→ Written exercise:
Work through the data line by line, gathering every line that has the word "index".

→ Data segment:
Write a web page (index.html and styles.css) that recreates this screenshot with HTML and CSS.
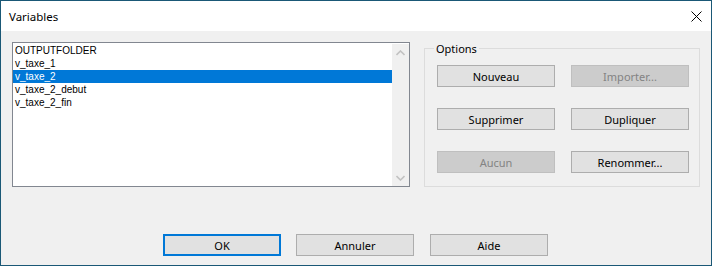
FILE: index.html
```html
<!DOCTYPE html>
<html lang="fr">
<head>
<meta charset="UTF-8">
<title>Variables</title>
<link rel="stylesheet" href="styles.css">
</head>
<body>
    <div class="dialog">
        <div class="titlebar">
            <span class="title">Variables</span>
            <span class="close">
                <svg width="11" height="11" viewBox="0 0 11 11"><path d="M0.5 0.5 L10.5 10.5 M10.5 0.5 L0.5 10.5" stroke="#000" stroke-width="1"/></svg>
            </span>
        </div>
        <div class="body">
            <div class="main">
                <div class="listbox">
                    <ul class="items">
                        <li>OUTPUTFOLDER</li>
                        <li>v_taxe_1</li>
                        <li class="selected">v_taxe_2</li>
                        <li>v_taxe_2_debut</li>
                        <li>v_taxe_2_fin</li>
                    </ul>
                    <div class="scrollbar">
                        <svg width="9" height="6" viewBox="0 0 9 6"><path d="M0.5 5 L4.5 1 L8.5 5" fill="none" stroke="#c2c2c2" stroke-width="1.6"/></svg>
                        <svg width="9" height="6" viewBox="0 0 9 6"><path d="M0.5 1 L4.5 5 L8.5 1" fill="none" stroke="#c2c2c2" stroke-width="1.6"/></svg>
                    </div>
                </div>
                <fieldset class="options">
                    <legend>Options</legend>
                    <div class="grid">
                        <button class="btn">Nouveau</button>
                        <button class="btn" disabled>Importer...</button>
                        <button class="btn">Supprimer</button>
                        <button class="btn">Dupliquer</button>
                        <button class="btn" disabled>Aucun</button>
                        <button class="btn">Renommer...</button>
                    </div>
                </fieldset>
            </div>
            <div class="footer">
                <button class="btn default">OK</button>
                <button class="btn">Annuler</button>
                <button class="btn">Aide</button>
            </div>
        </div>
    </div>
</body>
</html>
```

FILE: styles.css
```css
body {
    margin: 0;
    font-family: "Noto Sans", "Liberation Sans", sans-serif;
}
.dialog {
    width: 712px;
    height: 266px;
    box-sizing: border-box;
    border: 1px solid #1a5876;
    background-color: #f0f0f0;
}
.titlebar {
    height: 30px;
    background-color: #fff;
    display: flex;
    align-items: center;
    justify-content: space-between;
    padding-left: 8px;
}
.title {
    font-size: 11.5px;
    color: #000;
}
.close {
    width: 30px;
    display: flex;
    justify-content: center;
    align-items: center;
    height: 30px;
}
.body {
    padding: 11px 0 0 11px;
}
.main {
    display: flex;
}
.listbox {
    width: 398px;
    height: 145px;
    box-sizing: border-box;
    border: 1px solid #828790;
    background-color: #fff;
    display: flex;
}
.items {
    flex: 1;
    list-style: none;
    margin: 0;
    padding: 1px 0 0 0;
    font-family: "Liberation Sans", Arial, sans-serif;
    font-size: 10px;
}
.items li {
    height: 13px;
    line-height: 13px;
    padding-left: 2px;
    color: #000;
}
.items li.selected {
    background-color: #0078d7;
    color: #fff;
}
.scrollbar {
    width: 17px;
    margin-top: 1px;
    background-color: #f0f0f0;
    display: flex;
    flex-direction: column;
    justify-content: space-between;
    align-items: center;
    padding: 6px 0 5px;
    box-sizing: border-box;
}
.options {
    width: 276px;
    box-sizing: border-box;
    margin: 0 0 0 14px;
    padding: 0;
    border: 1px solid #dcdcdc;
    min-width: 0;
}
.options legend {
    margin-left: 9px;
    padding: 0 2px;
    font-size: 11px;
    line-height: 13px;
    color: #000;
}
.grid {
    display: grid;
    grid-template-columns: 118px 118px;
    column-gap: 16px;
    row-gap: 21px;
    padding: 10px 0 0 12px;
}
.btn {
    width: 118px;
    height: 22px;
    box-sizing: border-box;
    border: 1px solid #adadad;
    background-color: #e1e1e1;
    font-family: "Noto Sans", "Liberation Sans", sans-serif;
    font-size: 11px;
    font-weight: 400;
    color: #000;
    padding: 0;
    margin: 0;
}
.btn:disabled {
    background-color: #cccccc;
    border-color: #bfbfbf;
    color: #838383;
}
.btn.default {
    border: 2px solid #0078d7;
}
.footer {
    display: flex;
    gap: 15px;
    margin-top: 47px;
    padding-left: 151px;
}
.footer .btn:last-child {
    margin-left: 1px;
}
```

→ Task output:
Write a web page (index.html and styles.css) that recreates this screenshot with HTML and CSS.
FILE: index.html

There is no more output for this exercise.